=== EXERCISE AIM ===
Take the data below and repeat it exactly.

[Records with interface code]
════════════════════

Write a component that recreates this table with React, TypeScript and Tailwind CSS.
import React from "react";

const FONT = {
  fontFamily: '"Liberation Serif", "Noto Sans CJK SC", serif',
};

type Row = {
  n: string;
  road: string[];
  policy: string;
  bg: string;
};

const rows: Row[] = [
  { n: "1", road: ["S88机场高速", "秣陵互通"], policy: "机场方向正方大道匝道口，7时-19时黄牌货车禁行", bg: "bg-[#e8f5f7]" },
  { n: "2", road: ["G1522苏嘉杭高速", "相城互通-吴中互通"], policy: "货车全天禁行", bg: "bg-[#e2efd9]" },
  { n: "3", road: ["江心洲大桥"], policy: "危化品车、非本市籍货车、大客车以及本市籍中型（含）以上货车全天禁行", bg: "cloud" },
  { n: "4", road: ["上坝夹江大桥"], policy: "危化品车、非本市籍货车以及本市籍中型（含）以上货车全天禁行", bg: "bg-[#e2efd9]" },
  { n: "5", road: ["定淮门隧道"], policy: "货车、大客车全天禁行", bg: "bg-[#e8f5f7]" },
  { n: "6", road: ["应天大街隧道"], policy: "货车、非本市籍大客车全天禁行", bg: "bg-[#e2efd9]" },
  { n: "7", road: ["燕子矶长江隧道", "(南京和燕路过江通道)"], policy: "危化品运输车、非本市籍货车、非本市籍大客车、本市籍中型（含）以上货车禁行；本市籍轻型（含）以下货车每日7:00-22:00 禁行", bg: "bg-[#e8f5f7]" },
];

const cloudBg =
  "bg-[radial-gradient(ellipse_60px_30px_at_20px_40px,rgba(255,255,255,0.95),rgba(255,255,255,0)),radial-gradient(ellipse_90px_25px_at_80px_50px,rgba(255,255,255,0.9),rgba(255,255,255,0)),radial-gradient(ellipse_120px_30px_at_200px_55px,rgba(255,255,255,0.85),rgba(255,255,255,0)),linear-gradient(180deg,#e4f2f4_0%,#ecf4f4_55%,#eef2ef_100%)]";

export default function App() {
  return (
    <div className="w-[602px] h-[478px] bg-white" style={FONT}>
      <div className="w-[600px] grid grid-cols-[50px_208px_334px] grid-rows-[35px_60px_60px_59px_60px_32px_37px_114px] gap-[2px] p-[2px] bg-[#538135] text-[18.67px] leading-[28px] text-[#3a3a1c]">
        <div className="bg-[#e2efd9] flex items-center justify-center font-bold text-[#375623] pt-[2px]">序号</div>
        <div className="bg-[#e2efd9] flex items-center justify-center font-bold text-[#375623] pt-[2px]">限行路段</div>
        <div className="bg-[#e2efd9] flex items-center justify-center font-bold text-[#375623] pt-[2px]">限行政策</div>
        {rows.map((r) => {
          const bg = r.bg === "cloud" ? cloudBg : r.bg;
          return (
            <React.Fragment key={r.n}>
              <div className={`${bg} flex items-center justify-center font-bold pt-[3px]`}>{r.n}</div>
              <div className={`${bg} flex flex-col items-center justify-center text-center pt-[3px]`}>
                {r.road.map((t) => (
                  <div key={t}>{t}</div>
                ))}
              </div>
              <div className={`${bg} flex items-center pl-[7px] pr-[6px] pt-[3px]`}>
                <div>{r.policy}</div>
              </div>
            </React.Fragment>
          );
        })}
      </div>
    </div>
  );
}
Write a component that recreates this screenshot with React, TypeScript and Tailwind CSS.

════════════════════

=== WORKED SOLUTION ===
Write a component that recreates this table with React, TypeScript and Tailwind CSS.
import React from "react";

const FONT = {
  fontFamily: '"Liberation Serif", "Noto Sans CJK SC", serif',
};

type Row = {
  n: string;
  road: string[];
  policy: string;
  bg: string;
};

const rows: Row[] = [
  { n: "1", road: ["S88机场高速", "秣陵互通"], policy: "机场方向正方大道匝道口，7时-19时黄牌货车禁行", bg: "bg-[#e8f5f7]" },
  { n: "2", road: ["G1522苏嘉杭高速", "相城互通-吴中互通"], policy: "货车全天禁行", bg: "bg-[#e2efd9]" },
  { n: "3", road: ["江心洲大桥"], policy: "危化品车、非本市籍货车、大客车以及本市籍中型（含）以上货车全天禁行", bg: "cloud" },
  { n: "4", road: ["上坝夹江大桥"], policy: "危化品车、非本市籍货车以及本市籍中型（含）以上货车全天禁行", bg: "bg-[#e2efd9]" },
  { n: "5", road: ["定淮门隧道"], policy: "货车、大客车全天禁行", bg: "bg-[#e8f5f7]" },
  { n: "6", road: ["应天大街隧道"], policy: "货车、非本市籍大客车全天禁行", bg: "bg-[#e2efd9]" },
  { n: "7", road: ["燕子矶长江隧道", "(南京和燕路过江通道)"], policy: "危化品运输车、非本市籍货车、非本市籍大客车、本市籍中型（含）以上货车禁行；本市籍轻型（含）以下货车每日7:00-22:00 禁行", bg: "bg-[#e8f5f7]" },
];

const cloudBg =
  "bg-[radial-gradient(ellipse_60px_30px_at_20px_40px,rgba(255,255,255,0.95),rgba(255,255,255,0)),radial-gradient(ellipse_90px_25px_at_80px_50px,rgba(255,255,255,0.9),rgba(255,255,255,0)),radial-gradient(ellipse_120px_30px_at_200px_55px,rgba(255,255,255,0.85),rgba(255,255,255,0)),linear-gradient(180deg,#e4f2f4_0%,#ecf4f4_55%,#eef2ef_100%)]";

export default function App() {
  return (
    <div className="w-[602px] h-[478px] bg-white" style={FONT}>
      <div className="w-[600px] grid grid-cols-[50px_208px_334px] grid-rows-[35px_60px_60px_59px_60px_32px_37px_114px] gap-[2px] p-[2px] bg-[#538135] text-[18.67px] leading-[28px] text-[#3a3a1c]">
        <div className="bg-[#e2efd9] flex items-center justify-center font-bold text-[#375623] pt-[2px]">序号</div>
        <div className="bg-[#e2efd9] flex items-center justify-center font-bold text-[#375623] pt-[2px]">限行路段</div>
        <div className="bg-[#e2efd9] flex items-center justify-center font-bold text-[#375623] pt-[2px]">限行政策</div>
        {rows.map((r) => {
          const bg = r.bg === "cloud" ? cloudBg : r.bg;
          return (
            <React.Fragment key={r.n}>
              <div className={`${bg} flex items-center justify-center font-bold pt-[3px]`}>{r.n}</div>
              <div className={`${bg} flex flex-col items-center justify-center text-center pt-[3px]`}>
                {r.road.map((t) => (
                  <div key={t}>{t}</div>
                ))}
              </div>
              <div className={`${bg} flex items-center pl-[7px] pr-[6px] pt-[3px]`}>
                <div>{r.policy}</div>
              </div>
            </React.Fragment>
          );
        })}
      </div>
    </div>
  );
}
Write a component that recreates this screenshot with React, TypeScript and Tailwind CSS.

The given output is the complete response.